Index(['title', 'description', 'main_category', 'categories', 'store',
       'average_rating', 'rating_number', 'price', 'features', 'details',
       'image'],
      dtype='object')

## Explore 30k products

In [78]:
dataset = load_from_disk(
    "./dataset/amazon_india_products_30k",
).to_pandas()

In [80]:
dataset.columns

Index(['Category', 'Product Title', 'Product Description', 'Brand', 'Mrp',
       'Price', 'Image Urls'],
      dtype='object')

In [58]:
data = data.dropna(subset=["Product Description"])

In [60]:
data["Price"] = data["Price"].astype(str)

# Convert to float, invalid values become NaN
data["Price"] = pd.to_numeric(data["Price"], errors="coerce")

# Calculate mode price for each category
category_mode_prices = data.groupby("Category")["Price"].transform(
    lambda x: x.mode().iloc[0] if not x.mode().empty else 0.0
)

# Fill NaN values with category modes
data["Price"] = data["Price"].fillna(category_mode_prices)

# If any NaN values remain, fill with overall mode
overall_mode = data["Price"].mode().iloc[0]
data["Price"] = data["Price"].fillna(overall_mode)

In [62]:
data["Mrp"] = data["Mrp"].astype(str)

# Convert to float, invalid values become NaN
data["Mrp"] = pd.to_numeric(data["Mrp"], errors="coerce")

# Calculate mode price for each category
category_mode_prices = data.groupby("Category")["Mrp"].transform(
    lambda x: x.mode().iloc[0] if not x.mode().empty else 0.0
)

# Fill NaN values with category modes
data["Mrp"] = data["Mrp"].fillna(category_mode_prices)

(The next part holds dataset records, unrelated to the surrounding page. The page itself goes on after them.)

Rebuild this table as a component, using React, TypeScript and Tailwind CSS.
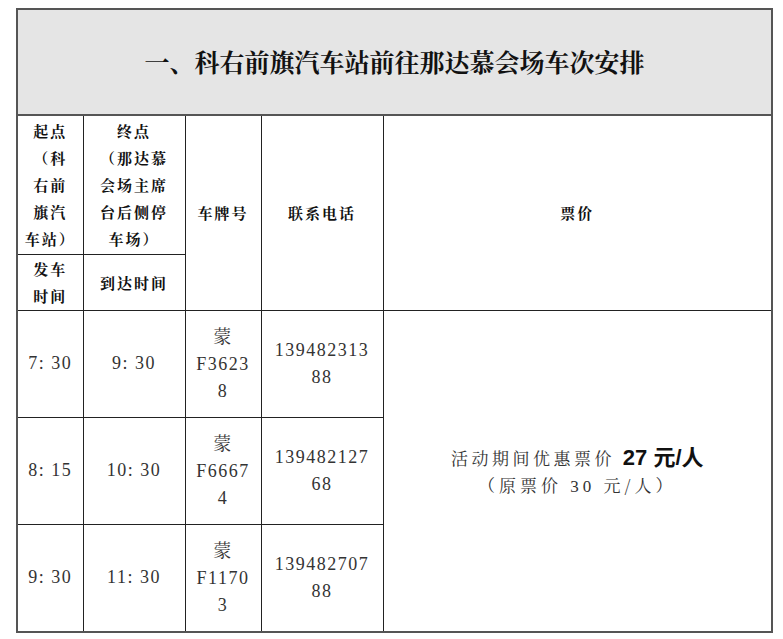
const serif = "font-['Liberation_Serif','Noto_Serif_CJK_SC','Noto_Sans_CJK_SC',serif]";
const cjk = "font-['Noto_Serif_CJK_SC','Noto_Sans_CJK_SC',sans-serif]";

type Trip = {
  depart: string;
  arrive: string;
  plate: [string, string];
  phone: [string, string];
};

const trips: Trip[] = [
  { depart: "7: 30", arrive: "9: 30", plate: ["F3623", "8"], phone: ["139482313", "88"] },
  { depart: "8: 15", arrive: "10: 30", plate: ["F6667", "4"], phone: ["139482127", "68"] },
  { depart: "9: 30", arrive: "11: 30", plate: ["F1170", "3"], phone: ["139482707", "88"] },
];

const cell = "border border-[#222] text-center align-middle p-0";
const head = `${cell} ${cjk} font-bold text-[15px] leading-[27px] tracking-[2px] text-[#111]`;
const data = `${cell} ${serif} text-[18px] leading-[27px] tracking-[1.5px] text-[#333]`;

export default function App() {
  return (
    <div className="min-h-[639px] w-[783px] bg-white pt-2 pl-4">
      <table className="table-fixed border-collapse border-2 border-[#555]">
        <colgroup>
          <col className="w-[66px]" />
          <col className="w-[102px]" />
          <col className="w-[76px]" />
          <col className="w-[122px]" />
          <col className="w-[389px]" />
        </colgroup>
        <tbody>
          <tr className="h-[106px]">
            <td
              colSpan={5}
              className={`border-2 border-[#555] bg-[#e5e5e5] text-center align-middle ${cjk} text-[25px] font-bold text-[#111]`}
            >
              一、科右前旗汽车站前往那达慕会场车次安排
            </td>
          </tr>
          <tr className="h-[139px]">
            <td className={head}>
              起点
              <br />
              （科
              <br />
              右前
              <br />
              旗汽
              <br />
              车站）
            </td>
            <td className={head}>
              终点
              <br />
              （那达慕
              <br />
              会场主席
              <br />
              台后侧停
              <br />
              车场）
            </td>
            <td rowSpan={2} className={head}>
              车牌号
            </td>
            <td rowSpan={2} className={head}>
              联系电话
            </td>
            <td rowSpan={2} className={head}>
              票价
            </td>
          </tr>
          <tr className="h-[56px]">
            <td className={head}>
              发车
              <br />
              时间
            </td>
            <td className={head}>到达时间</td>
          </tr>
          {trips.map((t, i) => (
            <tr key={t.depart} className={i === 2 ? "h-[108px]" : "h-[107px]"}>
              <td className={data}>{t.depart}</td>
              <td className={data}>{t.arrive}</td>
              <td className={data}>
                <span className={cjk}>蒙</span>
                <br />
                {t.plate[0]}
                <br />
                {t.plate[1]}
              </td>
              <td className={data}>
                {t.phone[0]}
                <br />
                {t.phone[1]}
              </td>
              {i === 0 && (
                <td rowSpan={3} className={`${cell} border-r-2 border-r-[#555] border-b-2 border-b-[#555] text-[#333]`}>
                  <div className="flex flex-col items-center pt-[2px]">
                    <div className={`${cjk} text-[17px] leading-[27px] tracking-[3.5px]`}>
                      活动期间优惠票价{" "}
                      <span className="font-['Liberation_Sans','Noto_Sans_CJK_SC',sans-serif] text-[22px] font-bold tracking-normal text-[#111]">
                        27 元/人
                      </span>
                    </div>
                    <div className={`${cjk} text-[17px] leading-[27px] tracking-[4px]`}>
                      （原票价 <span className={serif}>30</span> 元/人）
                    </div>
                  </div>
                </td>
              )}
            </tr>
          ))}
        </tbody>
      </table>
    </div>
  );
}
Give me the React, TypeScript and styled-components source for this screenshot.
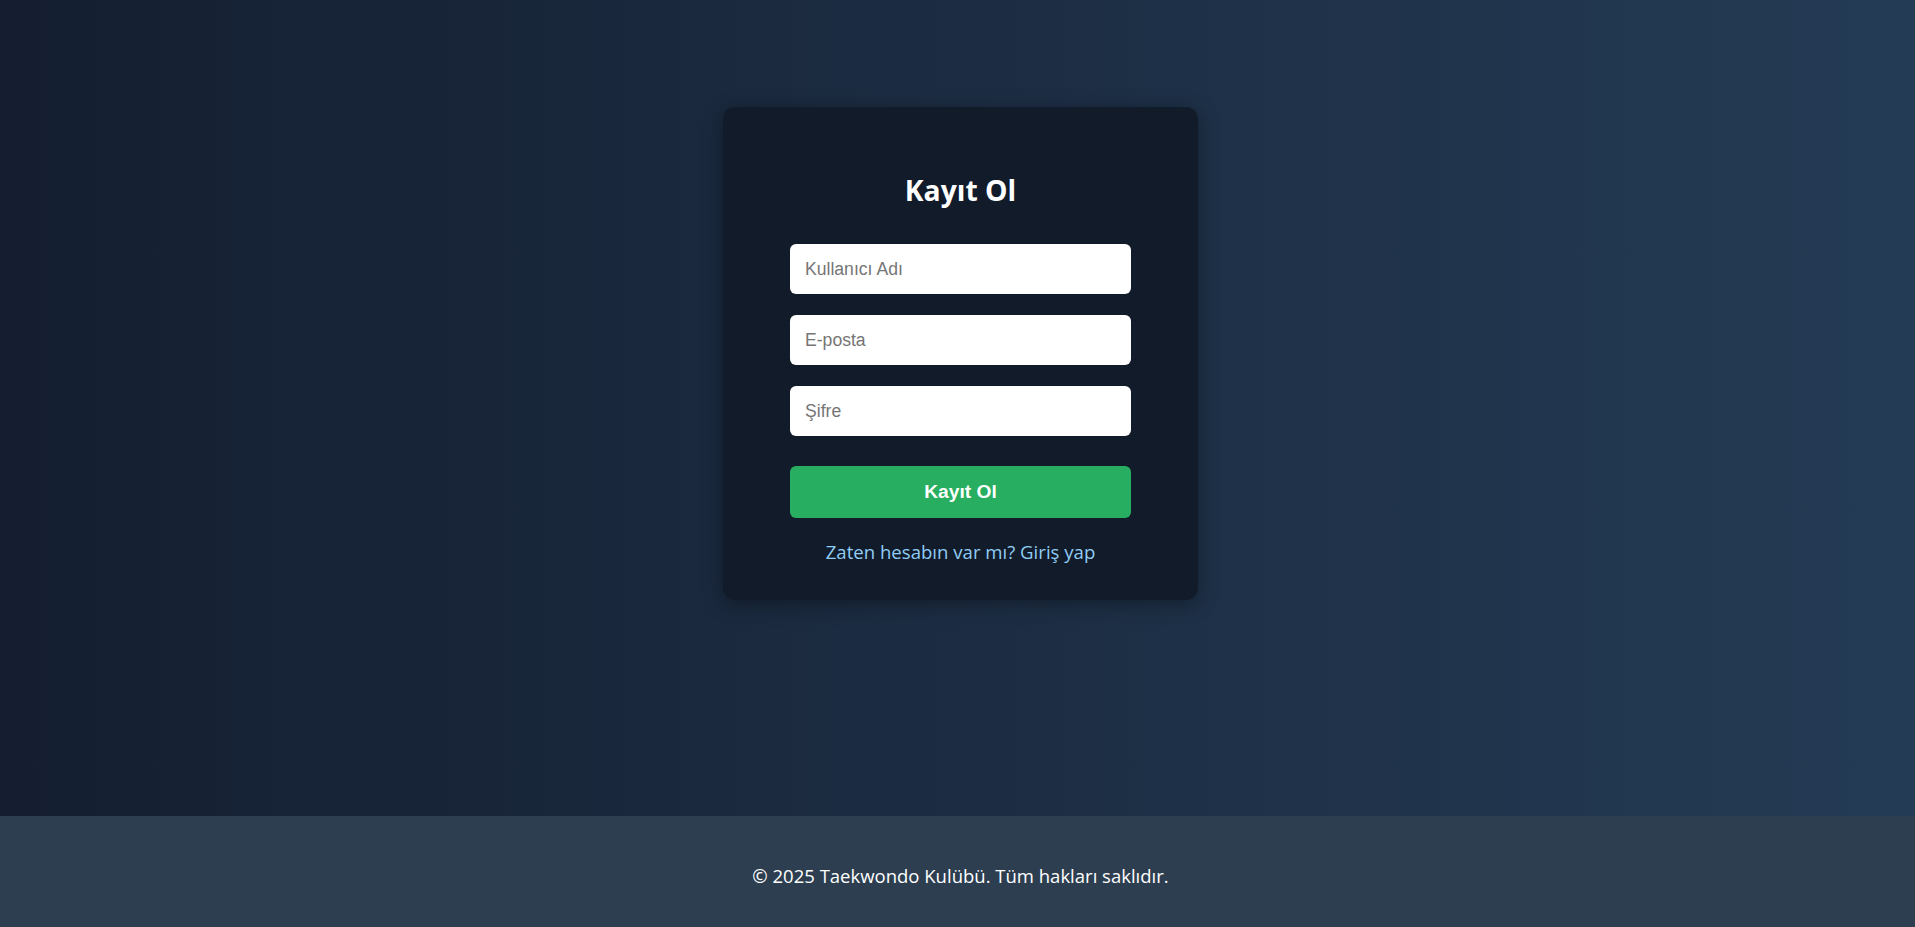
import React from "react";
import styled, { createGlobalStyle } from "styled-components";

const GlobalStyle = createGlobalStyle`
  * {
    box-sizing: border-box;
  }

  body {
    margin: 0;
    font-family: "Open Sans", "Noto Sans", sans-serif;
    background: linear-gradient(to right, #141e30, #243b55);
    color: #fff;
  }
`;

const Page = styled.div`
  min-height: 100vh;
  display: flex;
  flex-direction: column;
`;

const Main = styled.main`
  flex: 1;
  display: flex;
  justify-content: center;
  align-items: flex-start;
  padding: 107px 0 0 6px;
  min-height: 816px;
`;

const Card = styled.div`
  width: 475px;
  padding: 24px 67px 36px;
  background: #111b2a;
  border-radius: 12px;
  box-shadow: 0 4px 20px rgba(0, 0, 0, 0.35);
  text-align: center;
`;

const Title = styled.h2`
  margin: 40px 0 35px;
  font-size: 28.3px;
  line-height: 38px;
  font-weight: 700;
  color: #fff;
`;

const Form = styled.form`
  display: flex;
  flex-direction: column;
  gap: 21px;
`;

const Input = styled.input`
  height: 50px;
  width: 100%;
  padding: 0 15px;
  border: none;
  border-radius: 6px;
  background: #fff;
  font-family: "Liberation Sans", Arial, sans-serif;
  font-size: 17.6px;
  color: #222;
  outline: none;

  &::placeholder {
    color: #757575;
  }
`;

const SubmitButton = styled.button`
  height: 52px;
  margin-top: 9px;
  border: none;
  border-radius: 6px;
  background: #27ae60;
  color: #fff;
  font-family: "Liberation Sans", Arial, sans-serif;
  font-size: 19.2px;
  font-weight: 700;
  cursor: pointer;
`;

const SwitchLink = styled.a`
  display: block;
  margin-top: 22px;
  font-size: 18.6px;
  line-height: 24px;
  color: #90cdf4;
  text-decoration: none;
`;

const Footer = styled.footer`
  height: 111px;
  padding: 48px 0 0 6px;
  background: #2c3e50;
  text-align: center;
  font-size: 18.5px;
  line-height: 24px;
  color: #fff;
`;

const App = () => {
  return (
    <Page>
      <GlobalStyle />
      <Main>
        <Card>
          <Title>Kayıt Ol</Title>
          <Form onSubmit={(e) => e.preventDefault()}>
            <Input type="text" placeholder="Kullanıcı Adı" />
            <Input type="email" placeholder="E-posta" />
            <Input type="password" placeholder="Şifre" />
            <SubmitButton type="submit">Kayıt Ol</SubmitButton>
          </Form>
          <SwitchLink href="#">Zaten hesabın var mı? Giriş yap</SwitchLink>
        </Card>
      </Main>
      <Footer>© 2025 Taekwondo Kulübü. Tüm hakları saklıdır.</Footer>
    </Page>
  );
};

export default App;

# If any NaN values remain, fill with overall mode
overall_mode = data["Mrp"].mode().iloc[0]
data["Mrp"] = data["Mrp"].fillna(overall_mode)

In [64]:
data.to_parquet("./dataset/amazon_india_products_30k.parquet", engine="pyarrow")

## Explore 22k products

In [65]:
data = load_from_disk(
    "./dataset/amazon_india_products_22k",
).to_pandas()

In [68]:
data["main_category"] = data["categories"].apply(
    lambda x: x[0] if len(x) > 0 else "Unknown"
)
data["price"] = data.groupby("main_category")["price"].transform(
    lambda x: x.fillna(x.mean() if not x.mean() != x.mean() else 0.0)
)
data["store"] = data["store"].fillna(data["manufacturer"])

In [70]:
data.to_parquet("./dataset/amazon_india_products_22k.parquet", engine="pyarrow")

In [11]:
data = pd.read_parquet("./dataset/amazon_india_products_22k.parquet")

In [12]:
data.columns

Index(['main_category', 'title', 'average_rating', 'rating_number', 'features',
       'description', 'price', 'images', 'store', 'categories', 'brand',
       'color', 'manufacturer'],
      dtype='object')

In [75]:
data2 = pd.read_parquet("./dataset/amazon_india_products_30k.parquet")
data2.columns

Index(['Category', 'Product Title', 'Product Description', 'Brand', 'Mrp',
       'Price', 'Image Urls'],
      dtype='object')

In [85]:
data["brand"].unique()

array(['Kisbaby', 'Kandoo', 'BERON', ..., 'Woozle Time', 'N/A.', 'EBOOT'],
      shape=(7550,), dtype=object)

In [7]:
from smolagents.models import LiteLLMModel
import os

os.environ["AZURE_API_VERSION"] = "2024-08-01-preview"

model = LiteLLMModel(
    model_id="azure/GPT4-Turbo-128K-0125-preview",
    api_base="https://703227482-gpt4-turbo-0125-latest-version.openai.azure.com/",
    api_key="97e2bc42723d4021a7d40ac94e5d4f64",
)

In [8]:
model(
    messages=[
        {"content": "Hello, how are you?", "role": "user"},
    ]
)

"I'm just a computer program, so I don't have feelings, but thanks for asking! How can I help you today?"